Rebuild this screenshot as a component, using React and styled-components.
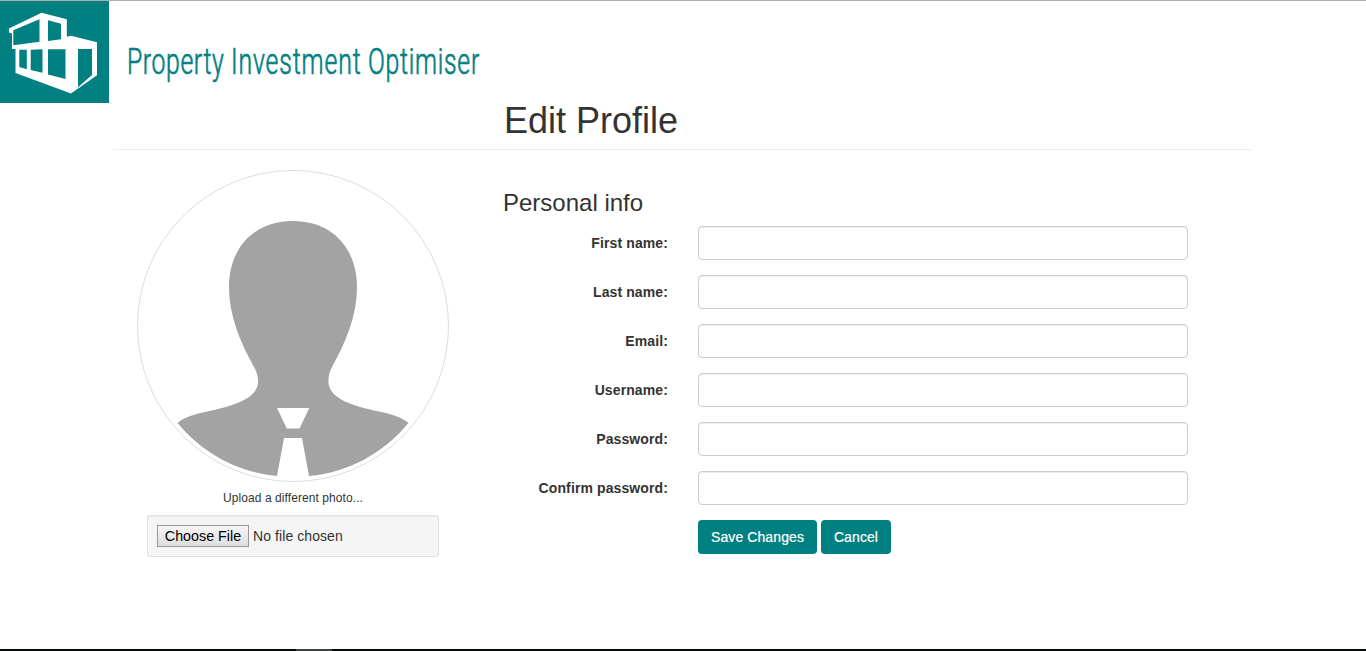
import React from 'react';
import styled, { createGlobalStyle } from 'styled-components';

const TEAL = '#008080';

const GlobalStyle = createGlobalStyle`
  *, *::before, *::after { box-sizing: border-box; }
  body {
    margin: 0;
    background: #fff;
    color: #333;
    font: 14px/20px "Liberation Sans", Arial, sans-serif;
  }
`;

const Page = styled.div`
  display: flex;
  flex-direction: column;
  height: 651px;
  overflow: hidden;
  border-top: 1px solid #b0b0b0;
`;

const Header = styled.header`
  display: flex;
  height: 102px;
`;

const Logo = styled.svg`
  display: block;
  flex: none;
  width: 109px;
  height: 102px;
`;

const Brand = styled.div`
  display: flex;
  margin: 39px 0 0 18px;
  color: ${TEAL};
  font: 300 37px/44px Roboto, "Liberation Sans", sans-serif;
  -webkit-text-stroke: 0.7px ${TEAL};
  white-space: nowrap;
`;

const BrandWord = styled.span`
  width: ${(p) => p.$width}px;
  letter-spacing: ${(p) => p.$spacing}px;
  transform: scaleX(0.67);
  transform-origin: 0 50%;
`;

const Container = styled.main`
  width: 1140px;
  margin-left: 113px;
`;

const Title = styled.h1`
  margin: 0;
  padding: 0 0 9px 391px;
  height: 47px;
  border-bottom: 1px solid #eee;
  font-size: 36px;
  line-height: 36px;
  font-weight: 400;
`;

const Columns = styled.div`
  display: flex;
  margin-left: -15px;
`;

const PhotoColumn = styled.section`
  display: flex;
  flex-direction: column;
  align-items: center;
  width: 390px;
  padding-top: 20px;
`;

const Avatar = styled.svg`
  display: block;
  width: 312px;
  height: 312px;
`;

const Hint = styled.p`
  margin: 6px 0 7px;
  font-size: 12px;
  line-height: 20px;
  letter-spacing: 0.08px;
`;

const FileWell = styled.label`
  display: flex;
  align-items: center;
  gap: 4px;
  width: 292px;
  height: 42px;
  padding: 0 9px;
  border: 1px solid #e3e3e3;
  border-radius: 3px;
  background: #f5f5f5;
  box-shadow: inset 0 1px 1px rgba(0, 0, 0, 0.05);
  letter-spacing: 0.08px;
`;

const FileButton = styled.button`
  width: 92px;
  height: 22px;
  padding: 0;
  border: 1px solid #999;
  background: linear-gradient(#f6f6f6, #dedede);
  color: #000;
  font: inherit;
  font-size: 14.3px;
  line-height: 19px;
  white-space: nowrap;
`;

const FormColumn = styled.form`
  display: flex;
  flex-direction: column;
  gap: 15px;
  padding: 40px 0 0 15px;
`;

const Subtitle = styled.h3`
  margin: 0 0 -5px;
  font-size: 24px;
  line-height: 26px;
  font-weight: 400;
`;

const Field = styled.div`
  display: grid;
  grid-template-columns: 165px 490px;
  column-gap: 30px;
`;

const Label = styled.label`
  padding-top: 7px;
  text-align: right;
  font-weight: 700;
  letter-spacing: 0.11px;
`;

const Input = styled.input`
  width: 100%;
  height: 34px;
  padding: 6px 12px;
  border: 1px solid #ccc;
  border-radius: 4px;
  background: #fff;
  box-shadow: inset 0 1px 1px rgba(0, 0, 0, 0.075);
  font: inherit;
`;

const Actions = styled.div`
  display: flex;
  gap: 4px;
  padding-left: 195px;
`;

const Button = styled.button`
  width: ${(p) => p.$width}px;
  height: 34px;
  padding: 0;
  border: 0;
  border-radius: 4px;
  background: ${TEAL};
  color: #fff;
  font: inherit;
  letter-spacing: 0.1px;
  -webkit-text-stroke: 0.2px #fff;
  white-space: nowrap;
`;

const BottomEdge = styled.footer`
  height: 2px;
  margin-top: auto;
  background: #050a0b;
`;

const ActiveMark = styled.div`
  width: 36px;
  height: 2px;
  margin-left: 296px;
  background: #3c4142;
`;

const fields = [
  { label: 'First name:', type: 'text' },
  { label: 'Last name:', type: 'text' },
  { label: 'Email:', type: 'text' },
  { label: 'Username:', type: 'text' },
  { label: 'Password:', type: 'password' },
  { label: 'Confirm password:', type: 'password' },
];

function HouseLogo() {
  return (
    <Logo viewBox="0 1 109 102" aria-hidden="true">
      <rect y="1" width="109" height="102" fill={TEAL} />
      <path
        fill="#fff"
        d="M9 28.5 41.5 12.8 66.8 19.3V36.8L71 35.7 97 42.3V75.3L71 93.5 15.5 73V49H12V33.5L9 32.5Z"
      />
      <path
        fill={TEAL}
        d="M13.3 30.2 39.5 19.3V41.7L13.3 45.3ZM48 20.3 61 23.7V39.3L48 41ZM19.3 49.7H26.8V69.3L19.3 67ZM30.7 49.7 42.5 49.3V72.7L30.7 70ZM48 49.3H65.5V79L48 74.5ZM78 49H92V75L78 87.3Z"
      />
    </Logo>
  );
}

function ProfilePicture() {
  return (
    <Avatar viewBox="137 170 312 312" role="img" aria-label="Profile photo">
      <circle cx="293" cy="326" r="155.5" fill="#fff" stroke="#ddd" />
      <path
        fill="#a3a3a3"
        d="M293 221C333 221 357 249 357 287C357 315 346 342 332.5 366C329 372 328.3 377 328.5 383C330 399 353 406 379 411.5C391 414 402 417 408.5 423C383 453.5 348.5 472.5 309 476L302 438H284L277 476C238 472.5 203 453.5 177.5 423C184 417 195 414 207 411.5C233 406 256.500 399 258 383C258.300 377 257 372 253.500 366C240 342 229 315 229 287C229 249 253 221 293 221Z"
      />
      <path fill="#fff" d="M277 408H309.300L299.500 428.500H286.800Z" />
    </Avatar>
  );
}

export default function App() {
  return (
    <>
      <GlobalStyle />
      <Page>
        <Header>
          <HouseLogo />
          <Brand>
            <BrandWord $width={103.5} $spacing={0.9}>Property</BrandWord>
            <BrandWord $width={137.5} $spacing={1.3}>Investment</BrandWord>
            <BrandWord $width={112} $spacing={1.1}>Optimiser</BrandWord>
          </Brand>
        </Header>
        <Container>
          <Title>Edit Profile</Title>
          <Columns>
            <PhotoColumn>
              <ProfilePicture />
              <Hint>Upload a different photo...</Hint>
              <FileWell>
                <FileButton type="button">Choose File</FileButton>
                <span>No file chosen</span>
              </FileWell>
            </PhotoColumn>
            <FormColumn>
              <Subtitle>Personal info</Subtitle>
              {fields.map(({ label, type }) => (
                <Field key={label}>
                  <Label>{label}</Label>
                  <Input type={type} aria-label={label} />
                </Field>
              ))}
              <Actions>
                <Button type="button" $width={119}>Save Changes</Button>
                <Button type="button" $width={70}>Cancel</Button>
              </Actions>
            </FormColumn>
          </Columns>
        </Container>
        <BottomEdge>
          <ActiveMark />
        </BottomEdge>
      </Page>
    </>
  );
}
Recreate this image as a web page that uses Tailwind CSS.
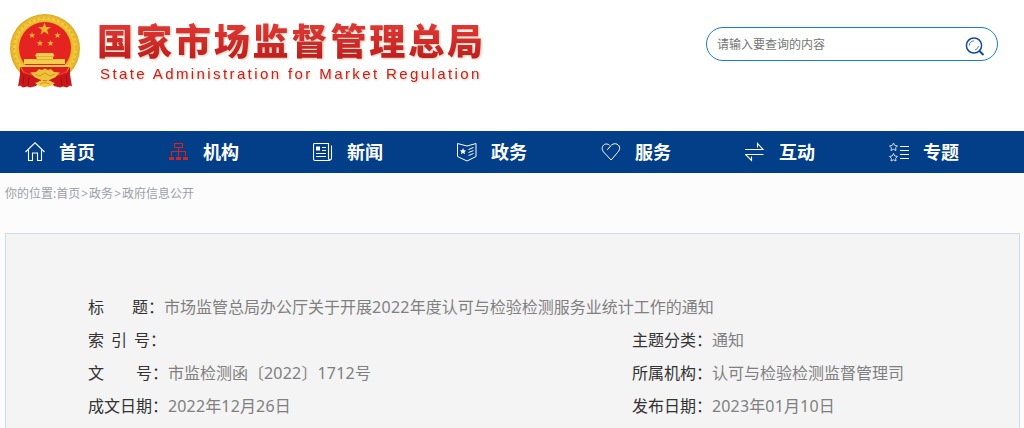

★ ★ ★ ★ ★ ★ ★

WHAT IS REQUIRED
From the listing above, return each line with the word "React".

OUTPUT
Rebuild this screenshot as a component, using React and styled-components.
import React from 'react';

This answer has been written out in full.